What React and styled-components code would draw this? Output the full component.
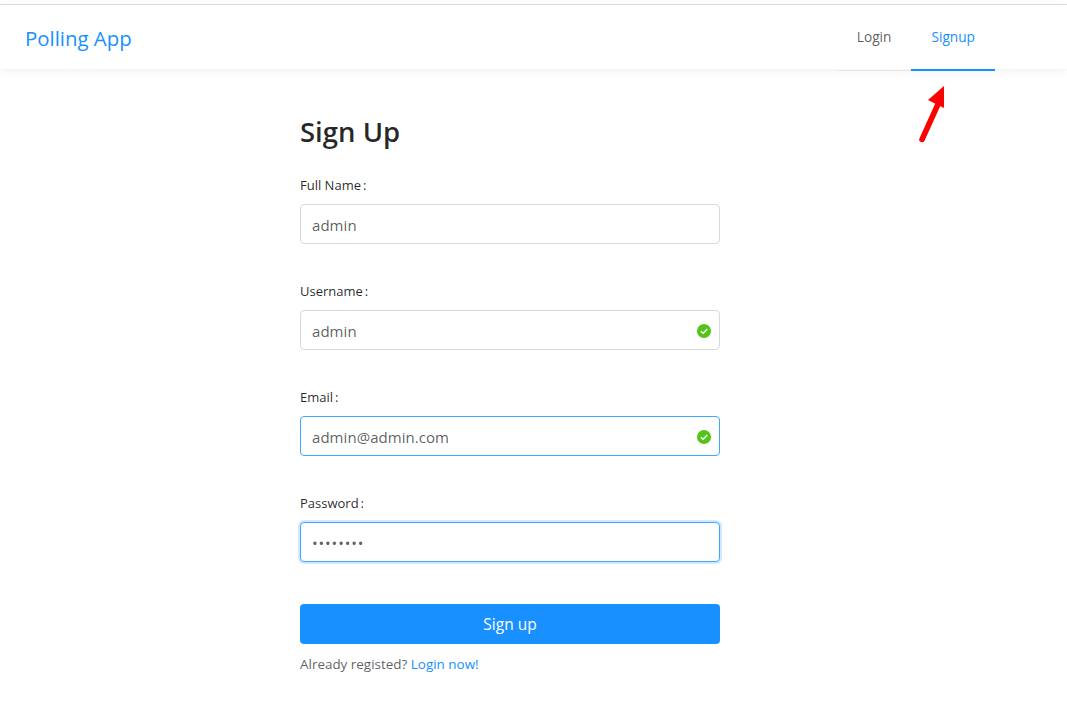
import React from 'react'
import styled, { createGlobalStyle } from 'styled-components'

const GlobalStyle = createGlobalStyle`
  html, body {
    margin: 0;
    padding: 0;
    background: #fff;
  }
  body {
    font-family: "Open Sans", "Noto Sans", "Liberation Sans", sans-serif;
    color: rgba(0, 0, 0, 0.65);
  }
  * {
    box-sizing: border-box;
  }
`

const Page = styled.div`
  position: relative;
  width: 100%;
  height: 710px;
  overflow: hidden;
  padding-top: 4px;
`

const Header = styled.header`
  height: 65px;
  display: flex;
  justify-content: space-between;
  border-top: 1px solid #dcdcdc;
  box-shadow: 0 2px 8px rgba(0, 0, 0, 0.06);
  padding: 0 72px 0 25px;
  background: #fff;
`

const Logo = styled.a`
  font-size: 20.4px;
  line-height: 66px;
  color: #1890ff;
  text-decoration: none;
`

const Menu = styled.nav`
  display: flex;
  align-items: flex-start;
`

const MenuItem = styled.a`
  display: flex;
  align-items: center;
  height: 66px;
  padding: 0 20px 2px;
  font-size: 13.7px;
  color: ${(p) => (p.$active ? '#1890ff' : 'rgba(0, 0, 0, 0.65)')};
  border-bottom: ${(p) => (p.$active ? '2px solid #1890ff' : '1px solid #e8e8e8')};
`

const Main = styled.main`
  width: 420px;
  margin-left: 300px;
`

const Title = styled.h1`
  margin: 45px 0 0;
  font-size: 27.5px;
  line-height: 36px;
  font-weight: 600;
  color: rgba(0, 0, 0, 0.85);
`

const Form = styled.form`
  display: flex;
  flex-direction: column;
  margin-top: 20px;
`

const Field = styled.div`
  height: 106px;
`

const Label = styled.label`
  display: block;
  height: 34px;
  font-size: 13px;
  line-height: 30px;
  color: rgba(0, 0, 0, 0.85);
`

const Colon = styled.span`
  margin-left: 2px;
`

const InputWrap = styled.div`
  position: relative;
  height: 40px;
`

const Input = styled.input`
  display: block;
  width: 100%;
  height: 40px;
  padding: 2px 11px 0;
  font-family: inherit;
  font-size: 15px;
  letter-spacing: ${(p) => (p.type === 'password' ? '0.9px' : '0.05px')};
  color: rgba(0, 0, 0, 0.65);
  background: #fff;
  outline: none;
  border-radius: 4px;
  border: 1px solid ${(p) => (p.$state === 'idle' ? '#d9d9d9' : '#40a9ff')};
  box-shadow: ${(p) => (p.$state === 'focus' ? '0 0 0 2px rgba(24, 144, 255, 0.2)' : 'none')};
`

const Valid = styled.svg`
  position: absolute;
  top: 14px;
  right: 9px;
  width: 14px;
  height: 14px;
`

const Submit = styled.button`
  display: block;
  width: 100%;
  height: 40px;
  margin-top: 10px;
  border: 0;
  border-radius: 4px;
  background: #1890ff;
  color: #fff;
  font-family: inherit;
  font-size: 15.5px;
  cursor: pointer;
`

const Footer = styled.p`
  margin: 10px 0 0;
  font-size: 13.45px;
  line-height: 20px;
  color: rgba(0, 0, 0, 0.65);
`

const FooterLink = styled.a`
  color: #1890ff;
`

const Arrow = styled.svg`
  position: absolute;
  left: 915px;
  top: 84px;
  width: 34px;
  height: 62px;
`

const Check = () => (
  <Valid viewBox="0 0 14 14">
    <circle cx="7" cy="7" r="7" fill="#52c41a" />
    <path d="M3.8 7.2 L6.1 9.3 L10.3 5" fill="none" stroke="#fff" strokeWidth="1.5" />
  </Valid>
)

const fields = [
  { label: 'Full Name', value: 'admin', state: 'idle' },
  { label: 'Username', value: 'admin', state: 'idle', valid: true },
  { label: 'Email', value: 'admin@admin.com', state: 'hover', valid: true },
  { label: 'Password', value: 'password', state: 'focus', type: 'password' },
]

const App = () => {
  return (
    <Page>
      <GlobalStyle />
      <Header>
        <Logo>Polling App</Logo>
        <Menu>
          <MenuItem>Login</MenuItem>
          <MenuItem $active>Signup</MenuItem>
        </Menu>
      </Header>
      <Main>
        <Title>Sign Up</Title>
        <Form>
          {fields.map((f) => (
            <Field key={f.label}>
              <Label>{f.label}<Colon>:</Colon></Label>
              <InputWrap>
                <Input readOnly type={f.type || 'text'} value={f.value} $state={f.state} />
                {f.valid && <Check />}
              </InputWrap>
            </Field>
          ))}
          <Submit type="button">Sign up</Submit>
        </Form>
        <Footer>
          Already registed? <FooterLink>Login now!</FooterLink>
        </Footer>
      </Main>
      <Arrow viewBox="0 0 34 62">
        <path d="M7 55.5 L24 18" stroke="#ff0000" strokeWidth="5.5" strokeLinecap="round" fill="none" />
        <path d="M13 16 L29 2 L29 24 Z" fill="#ff0000" />
      </Arrow>
    </Page>
  )
}

export default App
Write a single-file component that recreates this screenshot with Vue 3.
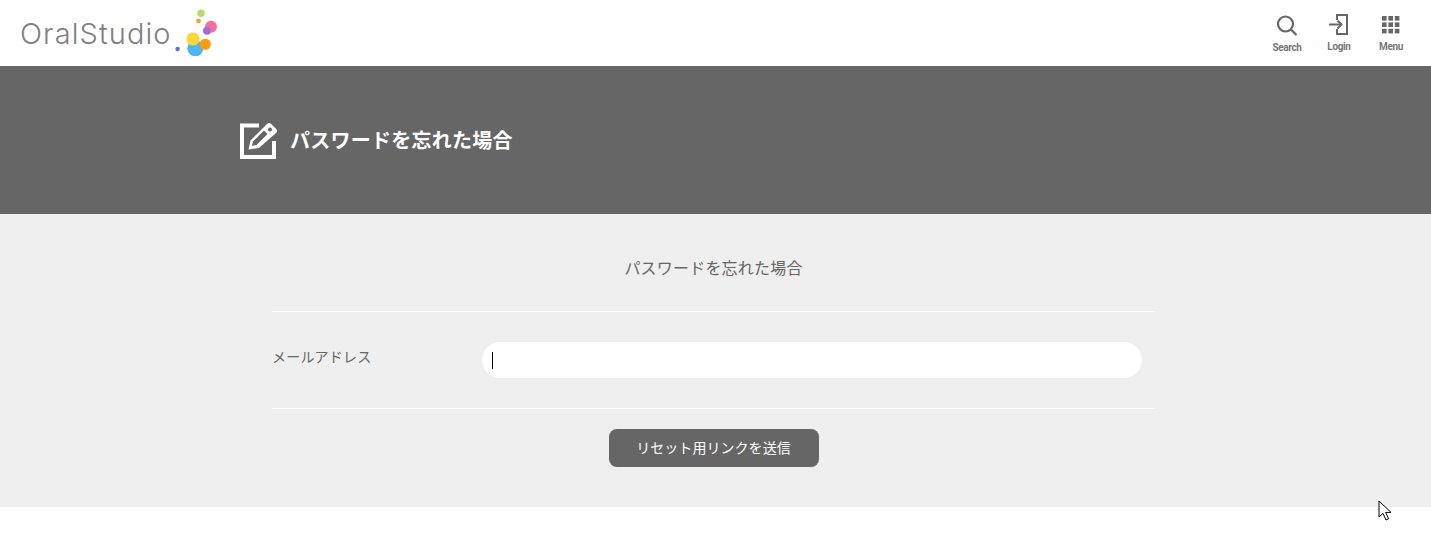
<template>
  <div class="page">
    <header class="site-header">
      <a class="logo">
        <span class="logo-text">OralStudio</span>
        <svg class="logo-dots" width="44" height="48" viewBox="0 0 44 48">
          <circle cx="27" cy="5.3" r="3.7" fill="#b5dc6c" />
          <circle cx="24.5" cy="13" r="2.4" fill="#f4a62e" />
          <circle cx="37" cy="18.7" r="6" fill="#f4709a" />
          <circle cx="33" cy="22.7" r="4" fill="#a66bd6" />
          <circle cx="21.3" cy="40.3" r="8" fill="#4cb6f5" />
          <circle cx="31.3" cy="36.3" r="5.6" fill="#fb9c10" />
          <circle cx="19" cy="31" r="6.6" fill="#fbd83a" />
          <circle cx="3.6" cy="41" r="2.3" fill="#5b78dc" />
        </svg>
      </a>
      <nav class="header-nav">
        <a class="nav-item nav-search">
          <svg width="22" height="22" viewBox="0 0 22 22" fill="none" stroke="#666" stroke-width="2.2">
            <circle cx="9.5" cy="9" r="7.5" />
            <path d="M15 14.5l5.5 5.5" />
          </svg>
          <span>Search</span>
        </a>
        <a class="nav-item nav-login">
          <svg width="22" height="22" viewBox="0 0 22 22" fill="none" stroke="#666" stroke-width="2">
            <path d="M9 6V1h10v19H9v-5" />
            <path d="M1 10.5h12" />
            <path d="M9.5 6.5l4 4-4 4" />
          </svg>
          <span>Login</span>
        </a>
        <a class="nav-item nav-menu">
          <svg width="22" height="22" viewBox="0 0 22 22" fill="#666">
            <rect v-for="cell in menuCells" :key="cell.id" :x="cell.x" :y="cell.y" width="4.6" height="4.6" />
          </svg>
          <span>Menu</span>
        </a>
      </nav>
    </header>

    <section class="banner">
      <svg class="banner-icon" width="40" height="40" viewBox="0 0 40 40" fill="none">
        <path d="M19 5.5H2V37h32V21" stroke="#fff" stroke-width="4" />
        <path d="M8.5 29.5l2-9L27 4a3 3 0 0 1 4.2 0l4.8 4.8a3 3 0 0 1 0 4.2L19 28z" fill="#fff" />
        <path d="M13 21.5L24 10.5l3.5 3.5L16.5 25l-4.5 1z" fill="#666" />
        <circle cx="30" cy="9.5" r="2" fill="#666" />
      </svg>
      <h1>パスワードを忘れた場合</h1>
    </section>

    <main class="content">
      <div class="form-wrap">
        <h2>パスワードを忘れた場合</h2>
        <div class="form-row">
          <label for="email">メールアドレス</label>
          <div class="input-wrap">
            <input id="email" type="text" />
            <span class="caret"></span>
          </div>
        </div>
        <div class="actions">
          <button type="button">リセット用リンクを送信</button>
        </div>
      </div>
    </main>

    <svg class="mouse" width="14" height="22" viewBox="0 0 14 22">
      <path d="M1 1v16l4-3.6 3 6.6 2.6-1.2-3-6.4H13z" fill="#fff" stroke="#000" stroke-width="1" />
    </svg>
  </div>
</template>

<script setup>
const menuCells = []
for (let row = 0; row < 3; row++) {
  for (let col = 0; col < 3; col++) {
    menuCells.push({ id: row * 3 + col, x: 2 + col * 6.4, y: 2 + row * 6.4 })
  }
}
</script>

<style>
html,
body {
  margin: 0;
  background: #fff;
}
</style>

<style scoped>
.page {
  position: relative;
  height: 548px;
  overflow: hidden;
  font-family: "Noto Sans CJK JP", "Noto Sans", sans-serif;
  color: #666;
}
.site-header {
  height: 66px;
  display: flex;
  justify-content: space-between;
  background: #fff;
}
.logo {
  display: flex;
  align-items: flex-start;
  padding-left: 20px;
}
.logo-text {
  width: 154px;
  margin-top: 14px;
  font-family: Inter, sans-serif;
  font-weight: 300;
  font-size: 29px;
  line-height: 40px;
  color: #808080;
  letter-spacing: 1.1px;
  white-space: nowrap;
}
.logo-dots {
  margin: 8px 0 0 0;
}
.header-nav {
  display: flex;
  padding: 14px 14px 0 0;
}
.nav-item {
  width: 52px;
  display: flex;
  flex-direction: column;
  align-items: center;
  font-family: Roboto, sans-serif;
  font-size: 10px;
  font-weight: 700;
  line-height: 12px;
  letter-spacing: -0.35px;
  color: #777;
}
.nav-item span {
  margin-top: 5px;
}
.nav-search {
  margin-top: 1px;
}
.banner {
  height: 146px;
  padding-bottom: 2px;
  display: flex;
  align-items: center;
  gap: 10px;
  padding-left: 240px;
  background: #666;
}
.banner-icon {
  margin-top: 2px;
}
.banner h1 {
  margin: 0;
  font-size: 20px;
  font-weight: 700;
  letter-spacing: 0.25px;
  color: #fff;
}
.content {
  height: 293px;
  padding-right: 4px;
  background: #efefef;
}
.form-wrap {
  width: 883px;
  margin: 0 auto;
}
.form-wrap h2 {
  margin: 0;
  padding-top: 41px;
  height: 56px;
  border-bottom: 1px solid #fff;
  font-size: 16px;
  font-weight: 400;
  line-height: 24px;
  text-align: center;
  letter-spacing: 0.2px;
}
.form-row {
  display: flex;
  height: 97px;
  padding-top: 30px;
  box-sizing: border-box;
  border-bottom: 1px solid #fff;
}
.form-row label {
  width: 210px;
  font-size: 14px;
  line-height: 28px;
  letter-spacing: 0.2px;
}
.input-wrap {
  position: relative;
  width: 660px;
  height: 36px;
}
.input-wrap input {
  display: block;
  width: 100%;
  height: 100%;
  padding: 0 10px;
  box-sizing: border-box;
  border: 0;
  border-radius: 18px;
  background: #fff;
  outline: none;
  caret-color: transparent;
}
.caret {
  position: absolute;
  left: 10px;
  top: 10px;
  width: 1px;
  height: 17px;
  background: #000;
}
.actions {
  display: flex;
  justify-content: center;
  padding-top: 20px;
}
.actions button {
  width: 210px;
  height: 38px;
  padding: 0 0 3px;
  border: 0;
  border-radius: 8px;
  background: #666;
  color: #fff;
  font-family: inherit;
  font-size: 14px;
  letter-spacing: 0.05px;
}
.mouse {
  position: absolute;
  left: 1378px;
  top: 500px;
}
</style>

+ + + + + + +

WHAT IS BEING ASKED: Check each line above for the word "components" and copy the ones that have it.

FULL OUTPUT:
What React and styled-components code would draw this? Output the full component.
import styled, { createGlobalStyle } from 'styled-components'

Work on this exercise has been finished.